Oui et non. Parce que, quand on apprend la géomancie, normalement on sert les autres en s’oubliant soi-même. Ça ne peut pas nourrir. Donc, on doit faire autre chose, travailler et c’est la compétence en géomancie qui va aider à exceller dans ce travail.
Il faut associer la géomancie à autre chose pour qu’elle serve ! Par exemple, «si tu écris ‘’ADAMA’’ 918 fois pour en faire une eau bénite puis sur papier pour un gris-gris. Si tu mets ce gris-gris sur toi tout en te frottant avec cette eau bénite, tu auras de l’argent. Mais à condition que tu sois actif, cela ne s’obtient pas étant couché ».
Vous avez une école où vous enseignez la géomancie aux gens, une première au Mali. Pourquoi cette initiative ?
Je l’ai fait par amour et par compassion sinon, j’étais marabout avant la création de cette école. Je voyageais partout dans le monde pour exercer le métier de marabout. J’ai compris que je dois partager mon savoir avec les autres pour que tout le monde puisse en profiter. C’est dans cet esprit de partage que je l’ai fait. Aujourd’hui, il y a beaucoup d’élèves qui peuvent se débrouiller sans moi. J’ai toujours dit que chaque personne doit pouvoir au moins connaître quelque chose pour s’orienter. C’est après cela que l’on peut approcher un grand maître.
Depuis 2012, le Mali est dans un gouffre. Vous êtes détenteur de pouvoirs occultes. Que pouvez-vous faire pour le Mali ?
J’ai dit aux dirigeants du pays de chercher des experts qui vont faire un diagnostic du pays. Le savoir ne se limite pas seulement à la géomancie, il y a d’autres voies mystiques. Les dirigeants doivent mettre une équipe sur place, selon les compétences.
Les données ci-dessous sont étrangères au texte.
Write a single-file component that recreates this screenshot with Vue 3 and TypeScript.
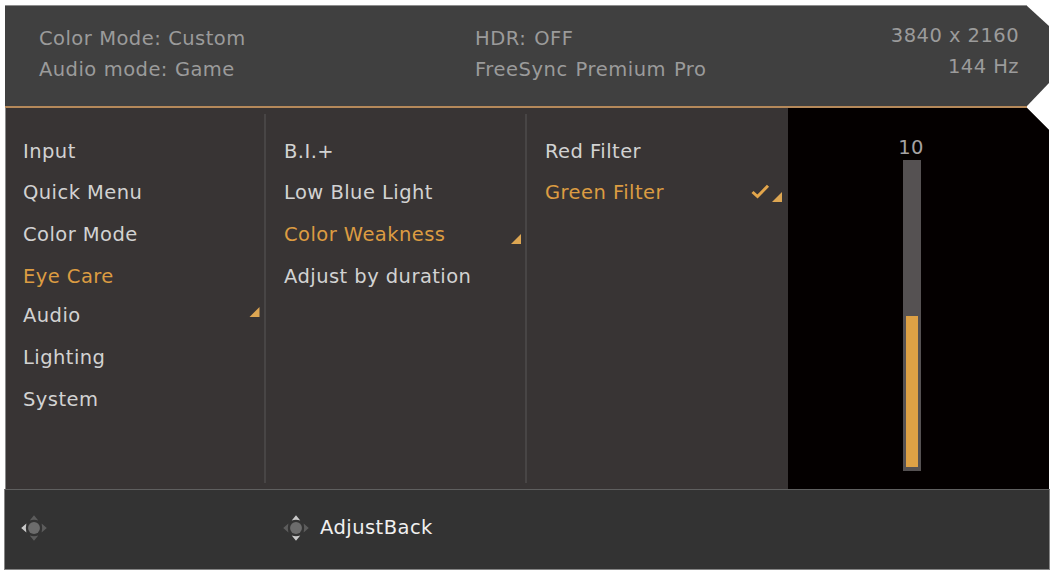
<script setup lang="ts">
interface MenuItem {
  label: string
  active?: boolean
  checked?: boolean
  arrow?: boolean
  compact?: boolean
}

const columns: MenuItem[][] = [
  [
    { label: 'Input' },
    { label: 'Quick Menu' },
    { label: 'Color Mode' },
    { label: 'Eye Care', active: true, compact: true },
    { label: 'Audio', arrow: true },
    { label: 'Lighting' },
    { label: 'System' },
  ],
  [
    { label: 'B.I.+' },
    { label: 'Low Blue Light' },
    { label: 'Color Weakness', active: true, arrow: true },
    { label: 'Adjust by duration' },
  ],
  [
    { label: 'Red Filter' },
    { label: 'Green Filter', active: true, checked: true, arrow: true },
  ],
]

const hints = [
  { keys: 'horizontal', label: '' },
  { keys: 'vertical', label: 'AdjustBack' },
]

const level = 10
const maxLevel = 20
</script>

<template>
  <div class="osd">
    <header class="status">
      <div class="status-mode">
        <div>Color Mode: Custom</div>
        <div>Audio mode: Game</div>
      </div>
      <div class="status-hdr">
        <div>HDR: OFF</div>
        <div>FreeSync Premium Pro</div>
      </div>
      <div class="status-signal">
        <div>3840 x 2160</div>
        <div>144 Hz</div>
      </div>
    </header>
    <div class="rule"></div>

    <main class="menu">
      <ul v-for="(items, i) in columns" :key="i" class="column">
        <li v-for="item in items" :key="item.label" :class="{ active: item.active, compact: item.compact }">
          <span class="label">{{ item.label }}</span>
          <svg v-if="item.checked" class="check" viewBox="0 0 19 15">
            <path d="M1.5 8 L6.5 12.5 L17 1.8" fill="none" stroke="#e2a54b" stroke-width="3" />
          </svg>
          <svg v-if="item.arrow" class="arrow" viewBox="0 0 10 10">
            <path d="M10 0 V10 H0 Z" fill="#dda652" />
          </svg>
        </li>
      </ul>

      <section class="slider">
        <span class="value">{{ level }}</span>
        <div class="track">
          <div class="fill" :style="{ height: (level / maxLevel) * 100 + '%' }"></div>
        </div>
      </section>
    </main>

    <footer class="hints">
      <div v-for="hint in hints" :key="hint.keys" class="hint">
        <!-- Joystick -->
        <svg class="stick" :class="hint.keys" viewBox="0 0 28 28">
          <circle cx="14" cy="14" r="6.4" fill="#6c6c6c" />
          <path class="up" d="M9.4 6 L14 0.2 L18.6 6 Q14 4.4 9.4 6 Z" />
          <path class="down" d="M9.4 22 L14 27.8 L18.6 22 Q14 23.6 9.4 22 Z" />
          <path class="left" d="M5.8 9.2 L0.2 14 L5.8 18.8 Q4.6 14 5.8 9.2 Z" />
          <path class="right" d="M22.2 9.2 L27.8 14 L22.2 18.8 Q23.4 14 22.2 9.2 Z" />
        </svg>
        <span>{{ hint.label }}</span>
      </div>
    </footer>
  </div>
</template>

<style>
body {
  background: #fff;
}
</style>

<style scoped>
.osd {
  box-sizing: border-box;
  width: 1051px;
  height: 573px;
  padding: 5px 1px 0 4px;
  font-family: Verdana, "DejaVu Sans", sans-serif;
  font-size: 19.5px;
  letter-spacing: 0.45px;
  color: #d2d2d2;
  white-space: nowrap;
}

/* Status bar */
.status {
  box-sizing: border-box;
  display: flex;
  height: 101px;
  margin: 0 1px 0 1px;
  padding: 17px 30px 0 34px;
  border-top: 1px solid #8d8d8d;
  background: #404040;
  color: #9b9b9b;
  line-height: 31px;
  clip-path: polygon(0 0, 1021px 0, 100% 21px, 100% 78px, 1022px 100%, 0 100%);
}

.status-mode {
  width: 436px;
  word-spacing: 0.4px;
}

.status-hdr {
  letter-spacing: 0.55px;
  word-spacing: 1px;
}

.status-signal {
  margin-top: -3px;
  margin-left: auto;
  text-align: right;
}

.rule {
  width: 1022px;
  height: 2px;
  margin-left: 1px;
  background: #b5895a;
}

/* Menu columns */
.menu {
  box-sizing: border-box;
  display: flex;
  height: 381px;
  margin: 0 1px 0 1px;
  border-left: 1px solid #8a8a8a;
  background: #383434;
  clip-path: polygon(0 0, 1022px 0, 100% 22px, 100% 100%, 0 100%);
}

.column {
  box-sizing: border-box;
  width: 261px;
  height: 369px;
  margin: 6px 0 0;
  padding: 17px 4px 0 17px;
  border-right: 2px solid #484545;
  list-style: none;
}

.column:nth-child(1) {
  width: 260px;
}

.column:nth-child(2) {
  padding-left: 18px;
}

.column:nth-child(3) {
  padding-left: 18px;
  border-right-color: transparent;
}

.column li {
  display: flex;
  align-items: center;
  height: 42px;
  line-height: 42px;
}

.column li:first-child {
  height: 41px;
}

.column li.compact {
  height: 39px;
}

.column li.compact .label {
  margin-top: 3px;
}

.active {
  color: #dc9c42;
}

.label {
  margin-right: auto;
}

.arrow {
  width: 10px;
  height: 10px;
  margin-top: 7px;
}

.column:nth-child(1) .arrow {
  width: 11px;
  margin-top: -8px;
}

.check {
  width: 19px;
  height: 15px;
  margin: -3px 2px 0 0;
}

/* Level slider */
.slider {
  display: flex;
  flex: 1;
  flex-direction: column;
  align-items: center;
  padding: 27px 13px 0 0;
  background: #040000;
  color: #a5a2a2;
}

.value {
  height: 25px;
  margin-right: 2px;
  line-height: 25px;
}

.track {
  box-sizing: border-box;
  display: flex;
  align-items: flex-end;
  width: 18px;
  height: 311px;
  padding: 4px 3px;
  background: #555152;
}

.fill {
  width: 100%;
  background: #dea145;
}

/* Footer */
.hints {
  box-sizing: border-box;
  display: flex;
  height: 81px;
  padding: 25px 0 0 16px;
  border: 1px solid #858585;
  border-top-color: #5f5f5f;
  background: #333;
  color: #f0f0f0;
}

.hint {
  display: flex;
  gap: 11px;
  width: 262px;
  height: 26px;
  line-height: 26px;
}

.stick {
  width: 26px;
  height: 26px;
}

.stick path {
  fill: #5c5c5c;
}

.stick.horizontal .left,
.stick.vertical .up,
.stick.vertical .down {
  fill: #c9c9c9;
}
</style>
L’Etat malien doit former un groupe d’experts, composé de toutes les compétences dans tous les domaines de connaissances mystiques, des spécialistes en sécurité et autres et chacun va apporter son expertise sur les questions sécuritaires de la nation.
Ce sont des gens qu’on met en mission. Je n’ai pas été mis en mission, donc je ne fais rien ! Nous n’avons pas été approchés par les autorités. Nous sommes oubliés, même lors des décorations. Elles ne nous approchent que lorsqu’elles sont en quête de pouvoir. Une fois cette mission terminée, elles nous tournent le dos. Les dirigeants du pays doivent venir vers nous, nous consulter, nos avis comptent beaucoup et nous ferons ce que nous pouvons. J’ai plus de vingt mille adeptes à Bamako. Si ce n’est Haïdara, personne d’autre n’a une telle masse derrière lui. Quand on parle, les gens pensent qu’on cherche des clients. Je n’ai besoin de rien.
Au Mali, les gens sont tellement méchants et ne veulent pas se sentir que tout est devenu difficile. Quand on parle, on pense que c’est à cause de l’argent. Or, tout n’est pas argent.
La géomancie a des secrets. On dit souvent que les grands maîtres cachent ces secrets à leurs disciples. Qu’en dites-vous ?
Tu dois poser cette question aux disciples, ils sauront mieux t’édifier ! Je ne suis pas bien placé pour donner la réponse à cette question. Ils sont là partout, tu peux le leur demander.
L’actualité oblige. Le monde est secoué par le COVID-19. Que pouvez-vous faire pour apaiser les esprits ?
A mon avis, les gens doivent craindre plutôt le SIDA, la tuberculose, le diabète, etc. Qu’on assiste les orphelins plutôt que de craindre le Coronavirus, qu’on prône l’équité. C’est cela qui manque beaucoup au Mali. Chaque jour, ce sont des orphelins et des personnes démunies qui meurent faute d’assistance. Cela est pire que le COVID-19. Cette maladie est venue trouver tous ces maux ici. Mais je prie pour que Dieu protège le Mali de cette pandémie ! Je ne connais pas cette maladie a fortiori un quelconque remède.
Vous venez d’affirmer que vous avez du monde, donc une voix bien écoutée. Quel message avez-vous à l’endroit des dirigeants du pays ?
Dire la vérité dans ce pays peut conduire en prison. Donc je ne vais pas parler. Ce que je peux dire, c’est des souhaits de bonheur à nos dirigeants et le retour de la paix au Mali.
Un message à l’endroit de vos fidèles
A mes disciples tout comme aux autres, je demande de chercher le savoir, de le maîtriser et de s’en servir.